First Minister's Questions: Politicians support shipyard workers
- Published
The exchanges were robust. Very robust. But, instead of considering independence in the abstract, this session at Holyrood was dealing directly with the future for hundreds of jobs on the Clyde.
This was particularly pointed for the main participants on this occasion - Nicola Sturgeon and Johann Lamont. Govan shipyard lies in Ms Lamont's constituency and abuts Ms Sturgeon's fiefdom.
That led them each to acknowledge the sincerity of the other. Johann Lamont said she did not doubt the determination of the deputy First Minister to fight for the interests of the workforce, as she saw them.
Nicola Sturgeon - deputising for the First Minister, who is in China - said she accepted that Ms Lamont's concerns about the possible impact of independence were genuinely held - and she respected that. However, each also believed their rival to be sincerely wrong. Hence the robustness.
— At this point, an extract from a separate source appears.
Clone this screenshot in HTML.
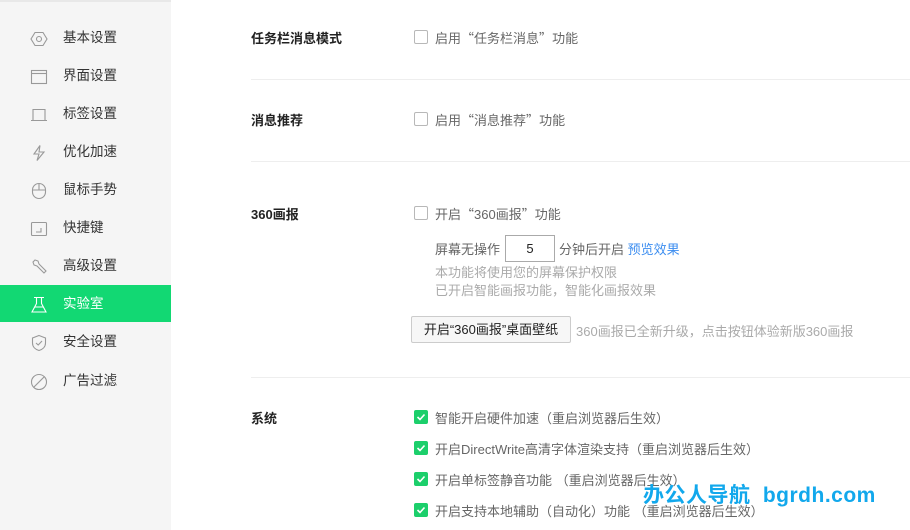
<!DOCTYPE html>
<html><head><meta charset="utf-8"><style>
*{margin:0;padding:0;box-sizing:border-box}
body{width:910px;height:530px;overflow:hidden;background:#fff;font-family:"Liberation Sans","Noto Sans CJK SC",sans-serif;font-size:13px;color:#333;position:relative}
.side{position:absolute;left:0;top:0;width:171px;height:530px;background:#f5f5f5;border-top:2px solid #e8e8e8}
.it{position:absolute;left:0;width:171px;height:38px;line-height:38px;padding-left:63px;font-size:13.5px;color:#333}
.it svg{position:absolute;left:30px;top:11px}
.act{background:#12d873;color:#fff}
.a{position:absolute;white-space:nowrap}
.lbl{font-weight:bold;color:#222;font-size:13px}
.hr{position:absolute;left:251px;right:0;height:1px;background:#eeeeee}
.cb{position:absolute;width:14px;height:14px;border:1px solid #b8b8b8;border-radius:2px;background:#fff}
.gray{color:#666}
.lg{color:#aaa}
.q{font-family:"Noto Sans CJK SC",sans-serif}
</style></head><body>
<div class="side">
<div class="it" style="top:17px"><svg width="18" height="18" viewBox="0 0 18 18" fill="none" stroke="#999" stroke-width="1.1"><path d="M5 2.5h8l4 6.5-4 6.5H5L1 9z"/><circle cx="9" cy="9" r="2.5"/></svg>基本设置</div>
<div class="it" style="top:55px"><svg width="18" height="18" viewBox="0 0 18 18" fill="none" stroke="#999" stroke-width="1.1"><rect x="1.5" y="2.5" width="15" height="13"/><path d="M1.5 5.5h15"/></svg>界面设置</div>
<div class="it" style="top:93px"><svg width="18" height="18" viewBox="0 0 18 18" fill="none" stroke="#999" stroke-width="1.1"><path d="M3 14V3.5h12V14M1 14.5h16"/></svg>标签设置</div>
<div class="it" style="top:131px"><svg width="18" height="18" viewBox="0 0 18 18" fill="none" stroke="#999" stroke-width="1.1"><path d="M10 1.5L4 10h5l-2 6.5L14 8H9z"/></svg>优化加速</div>
<div class="it" style="top:169px"><svg width="18" height="18" viewBox="0 0 18 18" fill="none" stroke="#999" stroke-width="1.1"><rect x="2.5" y="1.5" width="13" height="15" rx="6.5"/><path d="M2.5 8h13M9 1.5V8"/></svg>鼠标手势</div>
<div class="it" style="top:207px"><svg width="18" height="18" viewBox="0 0 18 18" fill="none" stroke="#999" stroke-width="1.1"><rect x="1.5" y="2.5" width="15" height="13" rx="1"/><path d="M11 8v4H6"/></svg>快捷键</div>
<div class="it" style="top:245px"><svg width="18" height="18" viewBox="0 0 18 18" fill="none" stroke="#999" stroke-width="1.1"><path d="M3 4l2-2 3 1 1 3 7 7-2 2-7-7-3-1z"/></svg>高级设置</div>
<div class="it act" style="top:283px;height:37px;line-height:37px"><svg width="18" height="18" viewBox="0 0 18 18" fill="none" stroke="#fff" stroke-width="1.1"><path d="M4 1.5h10M6.5 1.5v6L2 16h14l-4.5-8.5v-6M5 11h8"/></svg>实验室</div>
<div class="it" style="top:321px"><svg width="18" height="18" viewBox="0 0 18 18" fill="none" stroke="#999" stroke-width="1.1"><path d="M9 1.5l6.5 2.5v5c0 4-3 6.5-6.5 7.5C5.5 15.5 2.5 13 2.5 9V4z"/><path d="M6 9l2.2 2L12 7"/></svg>安全设置</div>
<div class="it" style="top:360px"><svg width="18" height="18" viewBox="0 0 18 18" fill="none" stroke="#999" stroke-width="1.1"><circle cx="9" cy="9" r="7.5"/><path d="M4 14L14 4"/></svg>广告过滤</div>
</div>

<div class="a lbl" style="left:251px;top:28px">任务栏消息模式</div>
<div class="cb" style="left:414px;top:30px"></div>
<div class="a gray" style="left:435px;top:28px">启用<span class="q">“</span>任务栏消息<span class="q">”</span>功能</div>
<div class="hr" style="top:79px"></div>

<div class="a lbl" style="left:251px;top:110px">消息推荐</div>
<div class="cb" style="left:414px;top:112px"></div>
<div class="a gray" style="left:435px;top:110px">启用<span class="q">“</span>消息推荐<span class="q">”</span>功能</div>
<div class="hr" style="top:161px"></div>

<div class="a lbl" style="left:251px;top:204px">360画报</div>
<div class="cb" style="left:414px;top:206px"></div>
<div class="a gray" style="left:435px;top:204px">开启<span class="q">“</span>360画报<span class="q">”</span>功能</div>
<div class="a gray" style="left:435px;top:239px">屏幕无操作</div>
<div class="a" style="left:505px;top:235px;width:50px;height:27px;border:1px solid #aaa;text-align:center;line-height:25px;color:#222">5</div>
<div class="a gray" style="left:559px;top:239px">分钟后开启 <span style="color:#3d8ef0">预览效果</span></div>
<div class="a lg" style="left:435px;top:262px">本功能将使用您的屏幕保护权限</div>
<div class="a lg" style="left:435px;top:280px">已开启智能画报功能，智能化画报效果</div>
<div class="a" style="left:411px;top:316px;width:160px;height:27px;border:1px solid #ccc;border-radius:2px;background:#f7f7f7;text-align:center;line-height:25px;color:#222">开启“360画报”桌面壁纸</div>
<div class="a lg" style="left:576px;top:321px">360画报已全新升级，点击按钮体验新版360画报</div>
<div class="hr" style="top:377px"></div>

<div class="a lbl" style="left:251px;top:408px">系统</div>
<svg class="a" style="left:414px;top:410px" width="14" height="14"><rect width="14" height="14" rx="2" fill="#1ccf6b"/><path d="M3.5 7l2.5 2.5 4.5-5" stroke="#fff" stroke-width="1.6" fill="none"/></svg>
<div class="a gray" style="left:435px;top:408px">智能开启硬件加速（重启浏览器后生效）</div>
<svg class="a" style="left:414px;top:441px" width="14" height="14"><rect width="14" height="14" rx="2" fill="#1ccf6b"/><path d="M3.5 7l2.5 2.5 4.5-5" stroke="#fff" stroke-width="1.6" fill="none"/></svg>
<div class="a gray" style="left:435px;top:439px">开启DirectWrite高清字体渲染支持（重启浏览器后生效）</div>
<svg class="a" style="left:414px;top:472px" width="14" height="14"><rect width="14" height="14" rx="2" fill="#1ccf6b"/><path d="M3.5 7l2.5 2.5 4.5-5" stroke="#fff" stroke-width="1.6" fill="none"/></svg>
<div class="a gray" style="left:435px;top:470px">开启单标签静音功能 （重启浏览器后生效）</div>
<svg class="a" style="left:414px;top:503px" width="14" height="14"><rect width="14" height="14" rx="2" fill="#1ccf6b"/><path d="M3.5 7l2.5 2.5 4.5-5" stroke="#fff" stroke-width="1.6" fill="none"/></svg>
<div class="a gray" style="left:435px;top:501px">开启支持本地辅助（自动化）功能 （重启浏览器后生效）</div>

<div class="a" style="left:643px;top:479px;font-size:21px;font-weight:bold;color:#12a8ec;letter-spacing:0.5px">办公人导航 <span style="margin-left:6px">bgrdh.com</span></div>
</body></html>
The essence of Johann Lamont's argument was that independence could jeopardise the placing of orders for new Type 26 warships on the Clyde.
She said the Ministry of Defence did not traditionally place warship orders outside the UK. Why, she asked, would they break that custom for an independent Scotland which, by then, would be an independent country?
Nicola Sturgeon listed examples of the MoD offering to collaborate on the T26 warship with Australia and other countries on grounds of cost. Was it simply Scotland which would be excluded?
She argued further that the Clyde was not just the best place to build the T26. It was now the only place.
Then robustness kicked in still more bluntly. Ms Sturgeon accused the Scottish Secretary Alistair Carmichael of letting down Scotland. (He had warned that the orders might not go to Glasgow in the event of independence.)
And, directly, she accused Ms Lamont of seeking to "bully and blackmail" the workforce on the Clyde. Joint procurement between Scotland and the remainder of the UK, with orders placed on the Clyde, would make sense.
Joint deal
Ms Lamont retorted that she was in favour of joint procurement. It was called the United Kingdom. She earnestly hoped that situation would continue to prevail.
Both other party leaders pitched in on shipyard orders. And, to her credit, the Presiding Officer allowed the exchanges to run long, rightly judging that the chamber and the people of Scotland wanted to hear the full debate.
For the Conservatives, Ruth Davidson offered a notably measured response - and, on the day, a rather effective one. Quietly and without rancour, she urged Ms Sturgeon to offer every possible support to the Clyde yards to build the global expertise which, she said, was now required for specialist warship yards.
For the Liberal Democrats, Willie Rennie recalled that Ms Sturgeon had previously suggested that a fisheries protection vessel order should be reclassified as a "grey ship" (that is, military) so that the work could be diverted to Scottish yards. Did that not clash with her demand now that rUK post independence should give work to Scotland?
Ms Sturgeon said that Mr Rennie was misunderstanding the nature of the relevant EU regulations. They allowed a member state to protect its security with regard to the placing of orders. That did not mean, she argued, that orders must be placed within the boundaries of the state. It did not preclude, she argued, a joint deal with an independent Scotland to place Type 26 orders with BAE - and for those orders to be filled on the Clyde.